**Task statement:** Please transcribe the listing below in full and word for word, without its pictures.
-- Start Supplied data --
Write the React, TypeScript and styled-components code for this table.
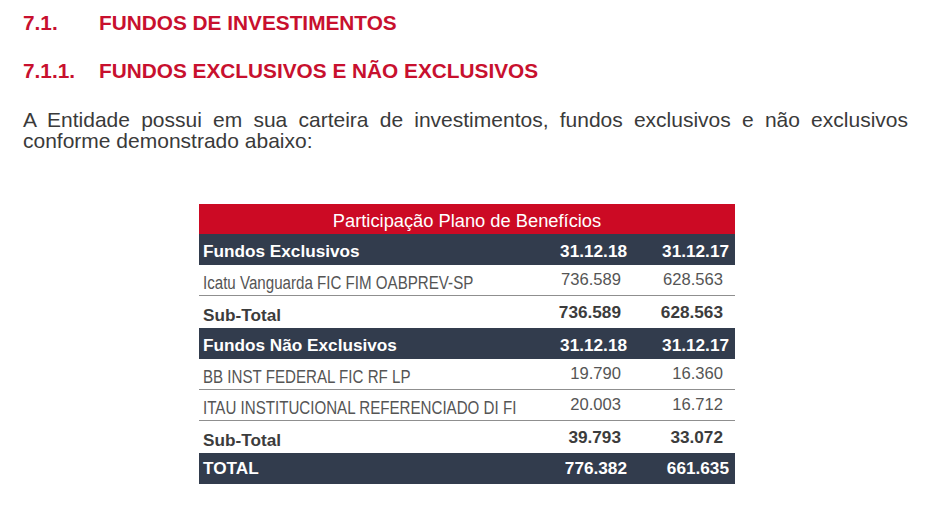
import React from "react";
import styled, { createGlobalStyle } from "styled-components";

const Global = createGlobalStyle`
  html, body { margin: 0; padding: 0; background: #ffffff; }
  body { font-family: "Liberation Sans", Arial, sans-serif; }
`;

const Page = styled.main`
  width: 950px;
  box-sizing: border-box;
  padding: 11px 42px 0 23px;
`;

const Heading = styled.h2<{ $top: number }>`
  margin: ${(p) => p.$top}px 0 0;
  display: flex;
  font-size: 20.8px;
  line-height: 24px;
  font-weight: 700;
  color: #c8102e;
`;

const Num = styled.span`
  width: 76px;
  flex: none;
`;

const Para = styled.p`
  margin: 26px 0 0;
  font-size: 21px;
  line-height: 21px;
  color: #3a3a3a;
  text-align: justify;
`;

const Table = styled.section`
  width: 536px;
  margin: 53px 0 0 176px;
  display: flex;
  flex-direction: column;
`;

const Title = styled.div`
  height: 30px;
  background: #cc0a24;
  color: #ffffff;
  font-size: 18.3px;
  display: flex;
  align-items: center;
  justify-content: center;
  padding-top: 3px;
  box-sizing: border-box;
`;

type Kind = "head" | "data" | "sub" | "total";

const heights: Record<Kind, number> = { head: 31, data: 31, sub: 32, total: 31 };

const textColor: Record<Kind, string> = {
  head: "#ffffff",
  data: "#555555",
  sub: "#3c3c3c",
  total: "#ffffff",
};

const Row = styled.div<{ $kind: Kind }>`
  display: grid;
  grid-template-columns: minmax(0, 1fr) 100px 102px;
  height: ${(p) => heights[p.$kind]}px;
  box-sizing: border-box;
  background: ${(p) => (p.$kind === "head" || p.$kind === "total" ? "#323c4d" : "#ffffff")};
  color: ${(p) => textColor[p.$kind]};
  font-weight: ${(p) => (p.$kind === "data" ? 400 : 700)};
  font-size: ${(p) => (p.$kind === "data" ? "16.6px" : "17.2px")};
  border-bottom: ${(p) => (p.$kind === "data" ? "1px solid #8f8f8f" : "none")};
`;

const Label = styled.div<{ $shift: number }>`
  display: flex;
  align-items: center;
  padding: ${(p) => p.$shift}px 0 0 4px;
  white-space: nowrap;
`;

const Condensed = styled.span`
  display: inline-block;
  font-size: 18px;
  transform: scaleX(0.84);
  transform-origin: left center;
`;

const Value = styled.div<{ $pad: number; $shift: number }>`
  display: flex;
  align-items: center;
  justify-content: flex-end;
  padding: ${(p) => p.$shift}px ${(p) => p.$pad}px 0 0;
`;

type Line = { kind: Kind; label: string; a: string; b: string };

const lines: Line[] = [
  { kind: "head", label: "Fundos Exclusivos", a: "31.12.18", b: "31.12.17" },
  { kind: "data", label: "Icatu Vanguarda FIC FIM OABPREV-SP", a: "736.589", b: "628.563" },
  { kind: "sub", label: "Sub-Total", a: "736.589", b: "628.563" },
  { kind: "head", label: "Fundos Não Exclusivos", a: "31.12.18", b: "31.12.17" },
  { kind: "data", label: "BB INST FEDERAL FIC RF LP", a: "19.790", b: "16.360" },
  { kind: "data", label: "ITAU INSTITUCIONAL REFERENCIADO DI FI", a: "20.003", b: "16.712" },
  { kind: "sub", label: "Sub-Total", a: "39.793", b: "33.072" },
  { kind: "total", label: "TOTAL", a: "776.382", b: "661.635" },
];

const labelShift: Record<Kind, number> = { head: 3, data: 6, sub: 6, total: 0 };
const valueShift: Record<Kind, number> = { head: 3, data: 0, sub: 0, total: 0 };

export default function App() {
  return (
    <>
      <Global />
      <Page>
        <Heading $top={0}>
          <Num>7.1.</Num>
          <span>FUNDOS DE INVESTIMENTOS</span>
        </Heading>
        <Heading $top={24}>
          <Num>7.1.1.</Num>
          <span>FUNDOS EXCLUSIVOS E NÃO EXCLUSIVOS</span>
        </Heading>
        <Para>
          A Entidade possui em sua carteira de investimentos, fundos exclusivos e não exclusivos
          conforme demonstrado abaixo:
        </Para>
        <Table>
          <Title>Participação Plano de Benefícios</Title>
          {lines.map((l, i) => {
            const dark = l.kind === "head" || l.kind === "total";
            return (
              <Row key={i} $kind={l.kind}>
                <Label $shift={labelShift[l.kind]}>
                  {l.kind === "data" ? <Condensed>{l.label}</Condensed> : l.label}
                </Label>
                <Value $pad={dark ? 6 : 12} $shift={valueShift[l.kind]}>{l.a}</Value>
                <Value $pad={dark ? 6 : 12} $shift={valueShift[l.kind]}>{l.b}</Value>
              </Row>
            );
          })}
        </Table>
      </Page>
    </>
  );
}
-- End Supplied data --
**Result for this task:**
Write the React, TypeScript and styled-components code for this table.
import React from "react";
import styled, { createGlobalStyle } from "styled-components";

const Global = createGlobalStyle`
  html, body { margin: 0; padding: 0; background: #ffffff; }
  body { font-family: "Liberation Sans", Arial, sans-serif; }
`;

const Page = styled.main`
  width: 950px;
  box-sizing: border-box;
  padding: 11px 42px 0 23px;
`;

const Heading = styled.h2<{ $top: number }>`
  margin: ${(p) => p.$top}px 0 0;
  display: flex;
  font-size: 20.8px;
  line-height: 24px;
  font-weight: 700;
  color: #c8102e;
`;

const Num = styled.span`
  width: 76px;
  flex: none;
`;

const Para = styled.p`
  margin: 26px 0 0;
  font-size: 21px;
  line-height: 21px;
  color: #3a3a3a;
  text-align: justify;
`;

const Table = styled.section`
  width: 536px;
  margin: 53px 0 0 176px;
  display: flex;
  flex-direction: column;
`;

const Title = styled.div`
  height: 30px;
  background: #cc0a24;
  color: #ffffff;
  font-size: 18.3px;
  display: flex;
  align-items: center;
  justify-content: center;
  padding-top: 3px;
  box-sizing: border-box;
`;

type Kind = "head" | "data" | "sub" | "total";

const heights: Record<Kind, number> = { head: 31, data: 31, sub: 32, total: 31 };

const textColor: Record<Kind, string> = {
  head: "#ffffff",
  data: "#555555",
  sub: "#3c3c3c",
  total: "#ffffff",
};

const Row = styled.div<{ $kind: Kind }>`
  display: grid;
  grid-template-columns: minmax(0, 1fr) 100px 102px;
  height: ${(p) => heights[p.$kind]}px;
  box-sizing: border-box;
  background: ${(p) => (p.$kind === "head" || p.$kind === "total" ? "#323c4d" : "#ffffff")};
  color: ${(p) => textColor[p.$kind]};
  font-weight: ${(p) => (p.$kind === "data" ? 400 : 700)};
  font-size: ${(p) => (p.$kind === "data" ? "16.6px" : "17.2px")};
  border-bottom: ${(p) => (p.$kind === "data" ? "1px solid #8f8f8f" : "none")};
`;

const Label = styled.div<{ $shift: number }>`
  display: flex;
  align-items: center;
  padding: ${(p) => p.$shift}px 0 0 4px;
  white-space: nowrap;
`;

const Condensed = styled.span`
  display: inline-block;
  font-size: 18px;
  transform: scaleX(0.84);
  transform-origin: left center;
`;

const Value = styled.div<{ $pad: number; $shift: number }>`
  display: flex;
  align-items: center;
  justify-content: flex-end;
  padding: ${(p) => p.$shift}px ${(p) => p.$pad}px 0 0;
`;

type Line = { kind: Kind; label: string; a: string; b: string };

const lines: Line[] = [
  { kind: "head", label: "Fundos Exclusivos", a: "31.12.18", b: "31.12.17" },
  { kind: "data", label: "Icatu Vanguarda FIC FIM OABPREV-SP", a: "736.589", b: "628.563" },
  { kind: "sub", label: "Sub-Total", a: "736.589", b: "628.563" },
  { kind: "head", label: "Fundos Não Exclusivos", a: "31.12.18", b: "31.12.17" },
  { kind: "data", label: "BB INST FEDERAL FIC RF LP", a: "19.790", b: "16.360" },
  { kind: "data", label: "ITAU INSTITUCIONAL REFERENCIADO DI FI", a: "20.003", b: "16.712" },
  { kind: "sub", label: "Sub-Total", a: "39.793", b: "33.072" },
  { kind: "total", label: "TOTAL", a: "776.382", b: "661.635" },
];

const labelShift: Record<Kind, number> = { head: 3, data: 6, sub: 6, total: 0 };
const valueShift: Record<Kind, number> = { head: 3, data: 0, sub: 0, total: 0 };

export default function App() {
  return (
    <>
      <Global />
      <Page>
        <Heading $top={0}>
          <Num>7.1.</Num>
          <span>FUNDOS DE INVESTIMENTOS</span>
        </Heading>
        <Heading $top={24}>
          <Num>7.1.1.</Num>
          <span>FUNDOS EXCLUSIVOS E NÃO EXCLUSIVOS</span>
        </Heading>
        <Para>
          A Entidade possui em sua carteira de investimentos, fundos exclusivos e não exclusivos
          conforme demonstrado abaixo:
        </Para>
        <Table>
          <Title>Participação Plano de Benefícios</Title>
          {lines.map((l, i) => {
            const dark = l.kind === "head" || l.kind === "total";
            return (
              <Row key={i} $kind={l.kind}>
                <Label $shift={labelShift[l.kind]}>
                  {l.kind === "data" ? <Condensed>{l.label}</Condensed> : l.label}
                </Label>
                <Value $pad={dark ? 6 : 12} $shift={valueShift[l.kind]}>{l.a}</Value>
                <Value $pad={dark ? 6 : 12} $shift={valueShift[l.kind]}>{l.b}</Value>
              </Row>
            );
          })}
        </Table>
      </Page>
    </>
  );
}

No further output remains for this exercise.